Hi,
I have an example international domain that is NFC but not NFKC, "
xn--ttt-8fa.pumesa.com" (this is a fake domain and my focus is on the general pattern).
The pattern that will cause a domain to be NFC but not NFKC in Golang is: "xn--" followed by any same three letters followed by a single "-" followed by any single digit number followed by "fa"; now I know this pattern doesn't describe real unicode, however the behavior in the programming language is curious (below).
The pattern described above causes strings to be NFC positive but not NFKC in Golang; furthermore, I ran a few tests using Golang (version go1.10.3 darwin) and Java (version "1.8.0_60") and here is the key parts of the code I used:
1) Golang (Used "ToUnicode" to mimic how Zlint tests):
package main
import (
"fmt"
"
golang.org/x/net/idna"
"
golang.org/x/text/unicode/norm"
)
func main(){
str := "
xn--xxx-7fa.pumesa.com"
punycode,err := idna.ToUnicode(str)
if err != nil {
fmt.Println(err)
}
fmt.Println("Is NFC ", norm.NFC.IsNormalString(punycode))
fmt.Println("Is NFKC ", norm.NFKC.IsNormalString(punycode))
}
The last NFKC check is what causes Zlint to throw an error, stating that the unicode is not in compliance, seems that Zlint needs to be updated to follow the latest BR (RFC 5891), meaning check if the unicode in question is NFC compliant rather than NFKC?

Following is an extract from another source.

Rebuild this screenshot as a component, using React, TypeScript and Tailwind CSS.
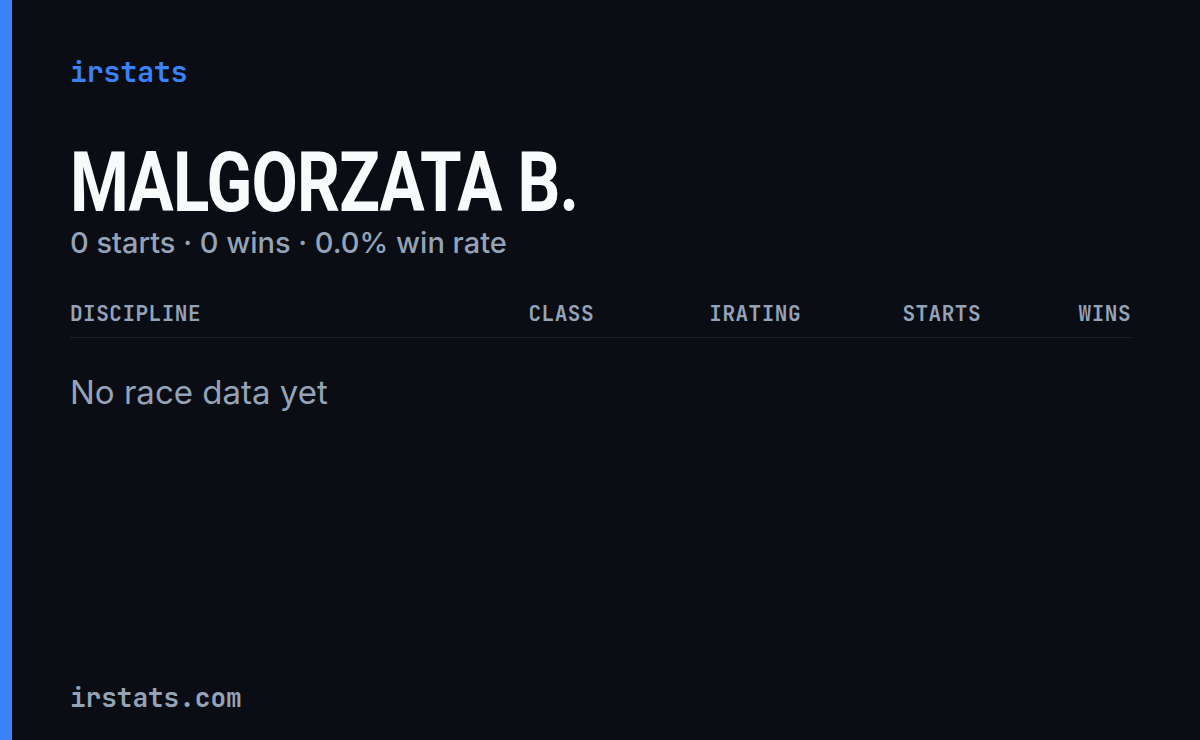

Below is something even more interesting.
2) Java:
import java.net.IDN;
import java.text.Normalizer;
public class Main{
public static void main(String args[]){
String cn = "
xn--www-0xx.pumesa.com";
String punycode = IDN.toASCII(cn);
//punycode = IDN.toUnicode(punycode);
System.out.println("is NFC " + Normalizer.isNormalized(punycode, Normalizer.Form.NFC));
System.out.println("is NFKC " + Normalizer.isNormalized(punycode, Normalizer.Form.NFKC));
}
}
Per Oracle doc, java.net.IDN.toASCII conforms with RFC 3490, and it throws no error, this can be double checked within the language by converting the punycode back to Unicode, both print statements return true.
So to reiterate, the two main questions are:
1) Should there be a discussion about why Oracle Java and Golang don't agree on whether this pattern causes unicode to be NFKC compliant?
The potential impact is that results obtained from a Java system may not be Zlint compliant.
2) Should Zlint be updated to the latest BR (RFC 5891) regardless of question #1?